Exhibit 8.2
[Blake, Cassels & Graydon LLP letterhead]
October 10, 2008
Gran Tierra Energy Inc.
300, 611-10th Avenue SW
Calgary, AB T2R 0B2
Canada
Ladies and Gentlemen:
We have acted as Canadian counsel to Gran Tierra Energy Inc. ("Gran Tierra"), a Nevada corporation, in connection with the filing of Amendment No. 1 to the Form S-3 Registration Statement ("Registration Statement") pursuant to the Arrangement Agreement dated July 28, 2008, by and among Gran Tierra, Gran Tierra Exchangeco Inc. ("Exchangeco"), an Alberta corporation, and Solana Resources Limited ("Solana"), an Alberta corporation, as amended by each of Amendment No. 1 dated September 5, 2008 and Amendment No. 2 dated October 9, 2008 (that agreement, as amended, the "Arrangement Agreement"). In addition, Solana and Gran Tierra have prepared, and we have reviewed a preliminary Joint Management Information Circular and Proxy Statement (the "Proxy Statement") filed October 10, 2008, relating to the proposed consolidation of Gran Tierra with Solana upon the terms and conditions set forth in the Arrangement Agreement, such consolidation to be implemented by means of an exchange of Solana shares (other than shares held by holders who perfect their dissent rights) for exchangeable shares of Exchangeco or shares of Gran Tierra common stock, pursuant to a plan of arrangement in substantially the form set forth as Exhibit A to the Arrangement Agreement (the "Plan of Arrangement").

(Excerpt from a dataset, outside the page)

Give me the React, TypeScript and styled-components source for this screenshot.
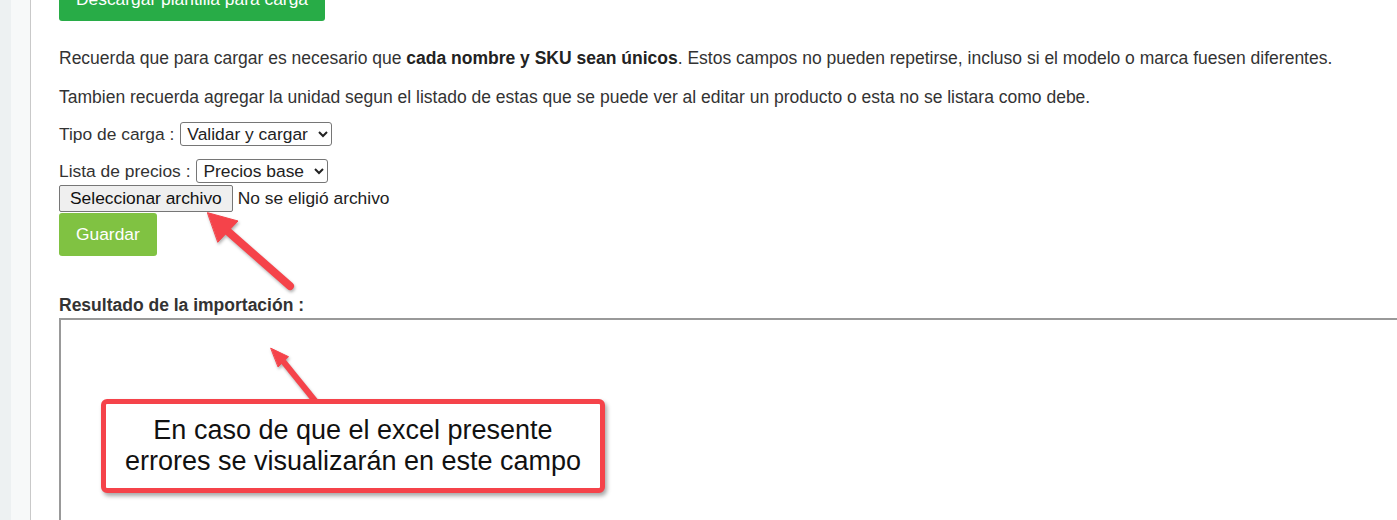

In connection with this opinion, we have examined the Registration Statement, the Proxy Statement, the Arrangement Agreement and such other documents and corporate records as we have deemed necessary or appropriate in order to enable us to render the opinion below. For purposes of this opinion, we have assumed (i) the validity and accuracy of the documents and corporate records that we have examined and the facts and representations concerning the registration of shares of Gran Tierra common stock that have come to our attention during our engagement, (ii) the genuineness of all signatures, the legal capacity of all natural persons, the authenticity of all documents submitted to us as originals, the conformity to original documents of all documents submitted to us as certified or photostatic copies and the authenticity of the originals of such documents, and (iii) that the issuance of shares of Gran Tierra common stock pursuant to the Registration Statement will be consummated in the manner described in the Registration Statement.
This opinion is based on the current provisions of the Income Tax Act (Canada) and the regulations thereunder, the current provisions of the Convention Between the United States of America and Canada with Respect to Taxes on Income and on Capital, signed September 26, 1980, as amended, and our understanding of the current published administrative practices of the Canada Revenue Agency. This opinion takes into account all specific proposals to amend the Income Tax Act (Canada) and the regulations that have been publicly announced by the Minister of Finance (Canada) prior to the date hereof and assumes that all of these proposed amendments will be enacted in their present form. No assurances can be given that any proposed amendments will be enacted in the form proposed, if at all. Except for the foregoing, this opinion does not take into account or anticipate any changes in law, whether by legislative, administrative or judicial decision or action, nor does it take into account provincial, territorial or foreign income tax legislation or considerations which may differ from the Canadian federal income tax considerations described in the Registration Statement. In addition, we have assumed that all parties to the Arrangement Agreement have acted, and will act, in accordance with the terms of such Arrangement Agreement and that the Plan of Arrangement will be consummated pursuant to the terms and conditions set forth therein without the waiver or modification of any such terms and conditions.
Based upon and subject to the foregoing, and the qualifications, limitations and assumptions contained in the portion of the Registration Statement captioned "Income Tax Consequences - Canadian Federal Income Tax Consequences", we hereby confirm, as to the matters of Canadian federal income tax law, that the statements contained in the Registration Statement under the caption "Income Tax Consequences - Canadian Federal Income Tax Consequences", to the extent such statements constitute statements of law or legal considerations, reflect our opinion, as of the date hereof, with respect to the matters set forth therein.
We have not considered and render no opinion on any aspect of the law other than as expressly set forth above.
This opinion is furnished to you solely for use in connection with the Registration Statement and may not be used for any other purposes without our prior written consent. We hereby consent to the reference to our firm in the portion of the Registration Statement captioned "Income Tax Consequences - Canadian Federal Income Tax Consequences" and to the filing of this opinion as an exhibit to the Registration Statement.